Contrary to the intuition of many coaches, you are not in the business of selling coaching. You are in the business of selling a solution to a problem.
It’s just like hiring a fitness trainer. People don’t want to lift weights and do cardio. They want to look good, get fit, and get healthy.
And so, they will work with a trainer who shows they know how to solve that problem (of being tired, weak, overweight and out of shape).
Consider two fitness trainer websites:
- One website talks about meeting 3x per week with the trainer, that the trainer went to fitness school, and lists out that the trainer knows about pilates, yoga, and plyometric training.
- The other website shows dramatic before and after pictures of clients, shows the fitness trainer’s perfect physique, and teaches you how to get motivated even if you’re tired after a long day’s work?
Which one do you think will attract more clients? Which ones solves a problem?
Again, people hire coaches to help them solve a problem and obtain success – like turning a low-paying dead end job into a fulfilling, lucrative career.
Your website needs to do the same.
Coaching Website Mistakes #4 – Not realizing that content needs to be written – and written well.
Many coaching websites go up without realizing that that content is vital. These sites tend to be image heavy and wording light.
To present yourself as a professional, credible coach, you’ll need to write good content to:
- Explain what you do in an easy-to-understand way
- Prove to your visitors that you can help them
- Build interest in your coaching services
- Make visitors feel they can trust you
- Connect on a deeper level with visitors
- Encourage visitors to take action
If you can do that, you’ll generate new contacts.
Coaching Website Mistakes #5 – Not knowing what you want your website visitors to do.
As a coach, you are looked upon as the person to lead your clients to a better situation. And so your website will need to do the same – lead people to taking helpful action.
If you don’t have a clear sense of what you want visitors to do, your image as a catalyst to success is weakened and the desire to hire you is greatly diminished.

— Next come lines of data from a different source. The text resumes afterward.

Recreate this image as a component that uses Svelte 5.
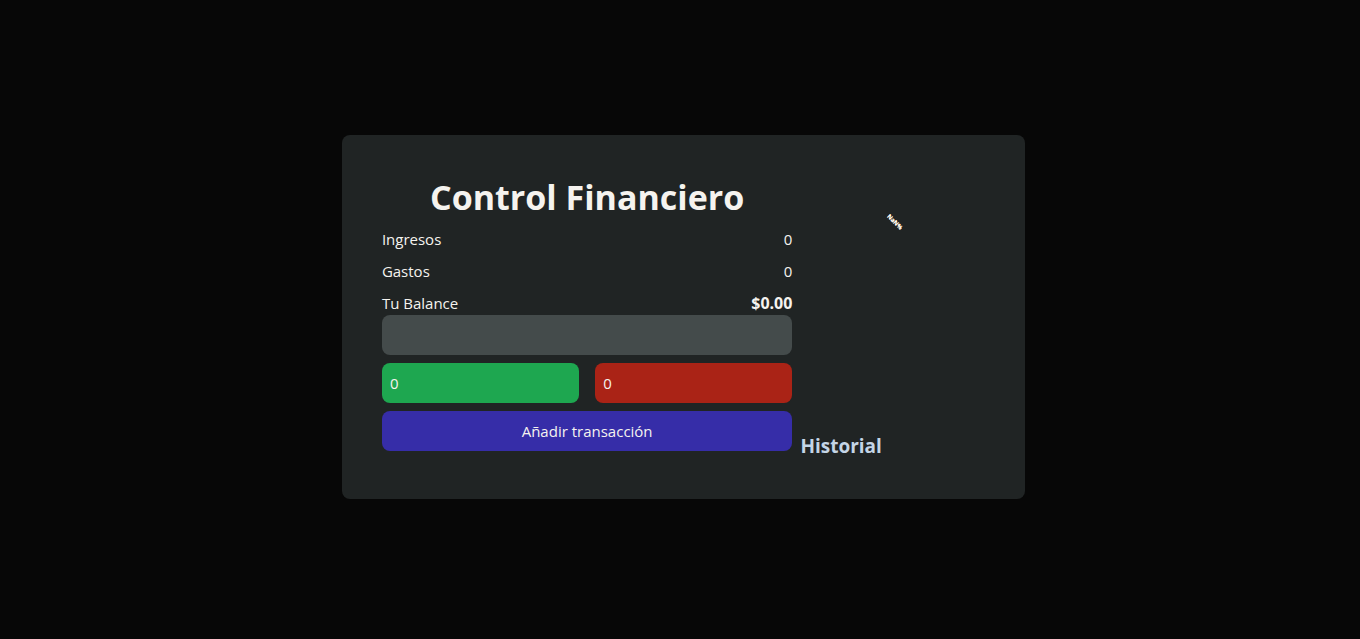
<script>
  let description = $state('');
  let income = $state(0);
  let expense = $state(0);
  let transactions = $state([]);

  const totalIncome = $derived(transactions.reduce((sum, t) => sum + t.income, 0));
  const totalExpense = $derived(transactions.reduce((sum, t) => sum + t.expense, 0));
  const balance = $derived(totalIncome - totalExpense);
  const share = (part) => `${Math.round((part * 100) / (totalIncome + totalExpense))}%`;

  function addTransaction(event) {
    event.preventDefault();
    transactions = [...transactions, { description, income: Number(income), expense: Number(expense) }];
    description = '';
    income = 0;
    expense = 0;
  }
</script>

<div class="page">
  <main class="card">
    <section class="panel">
      <h1>Control Financiero</h1>
      <dl class="totals">
        <div class="row"><dt>Ingresos</dt><dd>{totalIncome}</dd></div>
        <div class="row"><dt>Gastos</dt><dd>{totalExpense}</dd></div>
        <div class="row"><dt>Tu Balance</dt><dd class="balance">${balance.toFixed(2)}</dd></div>
      </dl>
      <form onsubmit={addTransaction}>
        <input class="field" type="text" aria-label="Descripción" bind:value={description} />
        <div class="amounts">
          <input class="field income" type="text" inputmode="decimal" aria-label="Ingreso" bind:value={income} />
          <input class="field expense" type="text" inputmode="decimal" aria-label="Gasto" bind:value={expense} />
        </div>
        <button type="submit">Añadir transacción</button>
      </form>
    </section>
    <section class="side">
      <svg class="chart" viewBox="0 0 185 96" role="img" aria-label="Ingresos y gastos">
        <g transform="translate(95 47) rotate(45)" text-anchor="middle" font-size="6" font-weight="700">
          <text y="2" fill="#ffdfae">{share(totalIncome)}</text>
          <text y="2" fill="#ffffff">{share(totalExpense)}</text>
        </g>
      </svg>
      <h2>Historial</h2>
    </section>
  </main>
</div>

<style>
  :global(body) {
    margin: 0;
    background: #070707;
  }

  .page {
    box-sizing: border-box;
    min-height: 100vh;
    padding: 0 0 5px 7px;
    display: flex;
    align-items: center;
    justify-content: center;
    color: #f5f3ef;
    font: 15px/24px "Open Sans", "Noto Sans", sans-serif;
  }

  .card {
    box-sizing: border-box;
    width: 50.5%;
    padding: 40px;
    border-radius: 8px;
    background: #202424;
    display: grid;
    grid-template-columns: 20fr 9fr;
    gap: 8px;
  }

  .panel,
  .side,
  .totals,
  form {
    display: flex;
    flex-direction: column;
    min-width: 0;
  }

  h1 {
    margin: 0;
    padding: 2px 0 10px;
    font-size: 34px;
    line-height: 40px;
    font-weight: 700;
    text-align: center;
  }

  .totals {
    margin: 0;
    gap: 8px;
  }

  .row {
    display: flex;
    justify-content: space-between;
  }

  dd {
    margin: 0;
  }

  .balance {
    font-size: 16px;
    font-weight: 700;
  }

  form {
    gap: 8px;
    padding-bottom: 8px;
  }

  .amounts {
    display: grid;
    grid-template-columns: 1fr 1fr;
    gap: 16px;
  }

  .field,
  button {
    box-sizing: border-box;
    width: 100%;
    height: 40px;
    padding: 8px;
    border: 0;
    border-radius: 8px;
    font: inherit;
    color: inherit;
    background: #444b4b;
  }

  .income {
    background: #1ea750;
  }

  .expense {
    background: #aa2316;
  }

  button {
    background: #362da8;
    cursor: pointer;
  }

  .side {
    justify-content: space-between;
  }

  .chart {
    display: block;
    width: 100%;
  }

  h2 {
    margin: 0;
    font-size: 19px;
    line-height: 26px;
    font-weight: 700;
    color: #c4d5e6;
  }
</style>
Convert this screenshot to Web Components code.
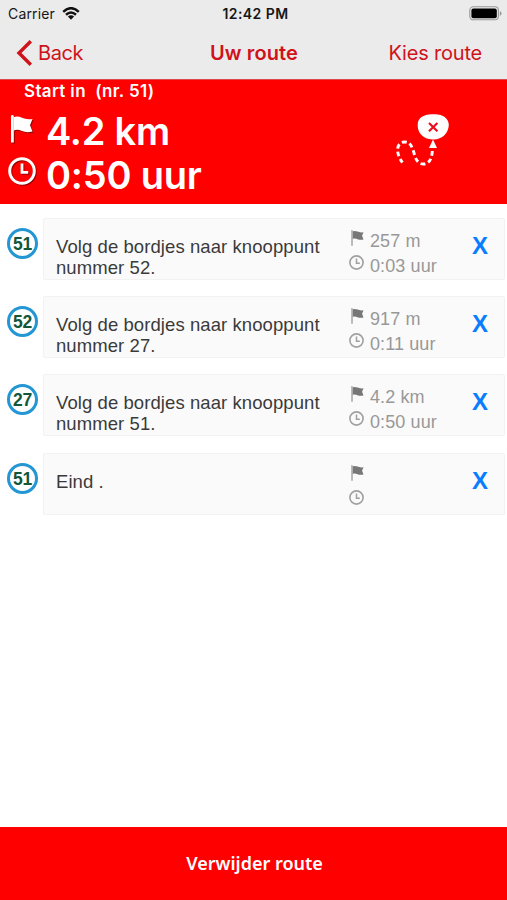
<!DOCTYPE html>
<html lang="nl">
<head>
<meta charset="utf-8">
<title>Uw route</title>
<style>
	body {
		margin: 0;
		background: #fff;
		font-family: Inter, "Liberation Sans", sans-serif;
	}
</style>
</head>
<body>
<route-app>
	<status-bar slot="top" carrier="Carrier" time="12:42 PM"></status-bar>
	<nav-bar slot="top">
		<span slot="back">Back</span>
		<span slot="title">Uw route</span>
		<span slot="action">Kies route</span>
	</nav-bar>
	<route-summary slot="top">
		<span slot="start">Start in&nbsp; (nr. 51)</span>
		<span slot="distance">4.2 km</span>
		<span slot="duration">0:50 uur</span>
	</route-summary>
	<route-step node="51" distance="257 m" duration="0:03 uur">Volg de bordjes naar knooppunt<br>nummer 52.</route-step>
	<route-step node="52" distance="917 m" duration="0:11 uur">Volg de bordjes naar knooppunt<br>nummer 27.</route-step>
	<route-step node="27" distance="4.2 km" duration="0:50 uur">Volg de bordjes naar knooppunt<br>nummer 51.</route-step>
	<route-step node="51" distance="" duration="">Eind .</route-step>
	<footer-button slot="bottom">Verwijder route</footer-button>
</route-app>

<script>
const define = (name, style, html, setup) => {
	const template = document.createElement('template');
	template.innerHTML = `<style>${style}</style>${html}`;

	window.customElements.define(name, class extends HTMLElement {
		constructor() {
			super();
			this.attachShadow({ mode: 'open' }).appendChild(template.content.cloneNode(true));
		}

		connectedCallback() {
			if (setup) {
				setup(this, this.shadowRoot);
			}
		}
	});
};

// flag and clock, shared by the summary and the steps
define('flag-icon', `
:host { display: block; }
svg { display: block; width: 100%; height: 100%; }
`, `
<svg viewBox="0 0 22 28">
	<path fill="currentColor" d="M0 0.5Q1.4-.4 2.8.8V27.5H0z"/>
	<path fill="var(--flag-fill, currentColor)" d="M2.8 2Q7 .8 11 2.8T21.5 4L19 10.2 21.5 16.5Q15.5 18 11 16T2.8 15.5z"/>
</svg>
`);

define('clock-icon', `
:host { display: block; }
svg { display: block; width: 100%; height: 100%; }
`, `
<svg viewBox="0 0 28 28" fill="none" stroke="currentColor">
	<circle cx="14" cy="14" r="12.3" stroke-width="3"/>
	<path stroke-width="2.8" d="M14 6.5V15.3H20.2"/>
</svg>
`);

define('status-bar', `
:host {
	display: grid;
	grid-template-columns: 1fr auto 1fr;
	align-items: center;
	height: 28px;
	color: #161616;
	background: #ebebeb;
	font-size: 14px;
	line-height: 28px;
}

.left { display: flex; align-items: center; gap: 7px; padding-left: 8px; }
#carrier { letter-spacing: 0.15px; }
#time { font-weight: 600; letter-spacing: 0.45px; padding-left: 4px; }
.wifi { width: 18px; height: 13px; margin-bottom: 2px; }
.battery { justify-self: end; width: 33px; height: 15px; margin: 0 5px 2px 0; }
`, `
<div class="left">
	<span id="carrier"></span>
	<svg class="wifi" viewBox="0 0 18 13" fill="none" stroke="#111" stroke-width="2.5">
		<path d="M1.2 4.8Q9-2.4 16.8 4.8"/>
		<path d="M4 7.7Q9 3.2 14 7.7"/>
		<path fill="#111" stroke="none" d="M5.9 9.5Q9 6.9 12.1 9.5L9 12.8z"/>
	</svg>
</div>
<span id="time"></span>
<svg class="battery" viewBox="0 0 33 15">
	<rect x="0.8" y="0.8" width="28.6" height="13" rx="3.5" fill="none" stroke="#999" stroke-width="1.1"/>
	<rect x="2.4" y="2.4" width="25.4" height="9.8" rx="2" fill="#000"/>
	<path fill="#999" d="M30.8 5Q32.6 5.8 32.6 7.4T30.8 9.8z"/>
</svg>
`, (host, root) => {
	root.getElementById('carrier').textContent = host.getAttribute('carrier');
	root.getElementById('time').textContent = host.getAttribute('time');
});

define('nav-bar', `
:host {
	display: grid;
	grid-template-columns: 1fr auto 1fr;
	align-items: center;
	box-sizing: border-box;
	height: 52px;
	padding: 0 25px 2px 16px;
	border-bottom: 1px solid #e0454c;
	color: #d0121b;
	background: #ebebeb;
	font-size: 20px;
	line-height: 24px;
}

.back { display: flex; align-items: center; gap: 5px; letter-spacing: -0.4px; }
.back svg { width: 17px; height: 26px; }
.title { font-weight: 600; letter-spacing: 0.1px; padding-left: 10px; }
.action { justify-self: end; letter-spacing: -0.2px; }
`, `
<div class="back">
	<svg viewBox="0 0 17 26" fill="none" stroke="currentColor" stroke-width="3.4"><path d="M14.8 1.3 3 13 14.8 24.7"/></svg>
	<slot name="back"></slot>
</div>
<div class="title"><slot name="title"></slot></div>
<div class="action"><slot name="action"></slot></div>
`);

define('route-summary', `
:host {
	display: flex;
	justify-content: space-between;
	box-sizing: border-box;
	height: 124px;
	padding-right: 57px;
	color: #fff;
	background: #f00;
	font-weight: 600;
}

.start { height: 24px; padding-left: 24px; font-size: 17px; line-height: 22px; letter-spacing: 0.35px; white-space: nowrap; }
.line { display: flex; height: 44px; line-height: 54px; font-size: 38px; letter-spacing: -0.2px; white-space: nowrap; }
.line flag-icon { width: 22px; height: 28px; margin: 11px 13px 0 11px; --flag-fill: #fff; }
.line clock-icon { width: 28px; height: 28px; margin: 9px 10px 0 8px; }
.icon { filter: drop-shadow(1px 1px 0.5px rgba(90, 0, 0, 0.65)); }
.balloon { width: 54px; height: 54px; margin-top: 33px; }
`, `
<div>
	<div class="start"><slot name="start"></slot></div>
	<div class="line"><flag-icon class="icon"></flag-icon><slot name="distance"></slot></div>
	<div class="line"><clock-icon class="icon"></clock-icon><slot name="duration"></slot></div>
</div>
<svg class="balloon" viewBox="0 0 54 54" fill="none">
	<path fill="#fff" d="M36 1.3C46 .2 53 5 52.8 12 52.6 20 46 27 36.5 26.5 27 26 21.5 20 21.7 12 21.9 4.5 27 1.8 36 1.3z"/>
	<path stroke="#e8101c" stroke-width="2.2" d="M33 10 41.4 18.2M41.4 10 33 18.2"/>
	<path fill="#fff" d="M37 26.5 41 35H33z"/>
	<path stroke="#fff" stroke-width="2.9" stroke-dasharray="4.7 3.1" d="M36.3 38C36 46 33 51 27.5 51 15 51 21 29 8.5 29 0 29-.5 41 6.5 49.5"/>
</svg>
`);

define('route-step', `
:host {
	display: grid;
	grid-template-columns: 43px 1fr;
	height: 62px;
	font-family: "Liberation Sans", Arial, sans-serif;
}

#node {
	box-sizing: border-box;
	width: 31px;
	height: 31px;
	margin: 10px 0 0 7px;
	border: 3px solid #2396d3;
	border-radius: 50%;
	color: #12573a;
	font-size: 17.5px;
	font-weight: bold;
	letter-spacing: -0.2px;
	line-height: 26px;
	text-align: center;
}

.card {
	display: grid;
	grid-template-columns: 294px 1fr 44px;
	box-sizing: border-box;
	margin-right: 2px;
	border: 1px solid #f2f2f2;
	border-radius: 2px;
	background: #fafafa;
}

.text { padding: 17px 0 0 12px; color: #3a3a3a; font-size: 18.5px; line-height: 21px; letter-spacing: 0.08px; white-space: nowrap; }
.facts { display: grid; grid-template-rows: 24px 25px; padding: 10px 0 0 11px; color: #989898; font-size: 18px; letter-spacing: 0.1px; white-space: nowrap; }
.fact { display: flex; line-height: 25px; }
.fact:last-child { line-height: 26px; }
flag-icon { width: 13px; height: 16px; margin: 1px 6px 0 2px; color: #aaa; --flag-fill: #777; }
clock-icon { width: 15px; height: 15px; margin: 2px 6px 0 0; color: #a0a0a0; }
.remove { padding: 11px 0 0 12px; color: #087dff; font-size: 24px; font-weight: bold; line-height: 32px; }
`, `
<div id="node"></div>
<div class="card">
	<div class="text"><slot></slot></div>
	<div class="facts">
		<div class="fact"><flag-icon></flag-icon><span id="distance"></span></div>
		<div class="fact"><clock-icon></clock-icon><span id="duration"></span></div>
	</div>
	<div class="remove">X</div>
</div>
`, (host, root) => {
	['node', 'distance', 'duration'].forEach(name => {
		root.getElementById(name).textContent = host.getAttribute(name);
	});
});

define('footer-button', `
:host {
	display: block;
	height: 73px;
	padding-left: 2px;
	color: #fff;
	background: #f00;
	font-family: "Noto Sans", "Open Sans", sans-serif;
	font-size: 18px;
	font-weight: 600;
	line-height: 73px;
	text-align: center;
}
`, `<slot></slot>`);

define('route-app', `
:host {
	display: flex;
	flex-direction: column;
	width: 507px;
	height: 900px;
	overflow: hidden;
}

.steps { display: flex; flex: 1; flex-direction: column; gap: 16.2px; padding-top: 14px; }
`, `
<slot name="top"></slot>
<div class="steps"><slot></slot></div>
<slot name="bottom"></slot>
`);
</script>
</body>
</html>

For most coaching websites, the action will simply be to contact you for a chat about working together. Make sure that invitation is easy to do and exciting for the visitor.
Coaching Website Mistakes #6 – Hiring a friend or family member to do your site.
This always sounds like a good money-saving idea at first. But in the end, asking a friend or family member to build your site almost never works.
The main reason for failure is that your website, which will surely require hours of a friend’s personal time. And since it’s not paid-for, it falls to the bottom of their priority list. Playing golf or hitting the beach will always come first. And it’s tough to push them along because it’s your friend and they are doing YOU a favor.
If you do get a friend to do the job, make sure you also pay attention to:
(1) content, making sure it’s written to appeal to your ideal client, and
(2) the pages and calls to action are setup in a way to realize some result like getting visitors to contact you.
Coaching Website Mistakes #7 – Worrying about search engines too much.
Getting traffic from search engines can work but it takes work to do it. And most web designers won’t be able to make it happen.
Nor is it always a great idea for new coaches to pursue as their means to getting traffic and new clients.
It would be a smart idea to have a brainstorm and a planning session about your path to getting clients including everything from visibility, to credibility, to sales funnel, to phone call.
Before you worry about search engines, you’re better off building a site with good, credible content; smooth, easy-to-use architecture; and a bio photo that your potential clients will relate to and find appealing. This will serve you much greater at the outset.
As long as your website has clean coding that complies with Google, opens up quickly, is accessible to everyone (browsers, mobile, etc) and has its tags written, you’re doing well.
For more SEO fun and excitement, here are four tips and my rule of thumb to get high search engine rankings.
Coaching Website Mistakes #8 – No project manager.
Whether you hire a designer or do it yourself, one person will need to be responsible for completion of the website as the project manager.
The problem is, as a coach, you’re not familiar with the design process and will expect the designer to take lead. But many designers behave like employees, waiting for you to take charge.
My favorite ways to get a handle on this is to set a deadline and get clear on your website sitemap. See 12 Tricks to Build a Website Fast.
Coaching Website Mistakes #9 – Not being able to update your own website.
If you’re a coach in business for yourself for the first time, you’ll want the ability to make simple updates for two reasons.
First, since many newer coaches have tight budgets, doing your own updates saves you money that would otherwise go to your web designer.
Secondly, the time it takes to email them your update needs, you could have just done it yourself. This includes things like fixing typos, changing content, or posting a blog.
As a tip, before working with a web designer, make sure you two agree that after the site is built, you will spend some time getting familiar with the back-end content management area.
Coaching Website Mistakes #10 – You don’t own your site and name.
In an attempt to make money from your continued existence, many web designers will register your domain name and hosting services for you, but under their name.
They end up owning your website and you’re stuck with them for better or for worse.
Ideally, you should own your website and domain name to give you the freedom to go elsewhere if need be, and to protect you from unexpected high fees.
And there you have the top 10 coaching website mistakes. Have you fallen into any of these pitfalls? Share your story below.
In conclusion, bear these 10 pitfalls in mind as you develop your first coaching website. They will put you years ahead, save you thousands of dollars, and most importantly, help you build a profitable, fulfilling practice.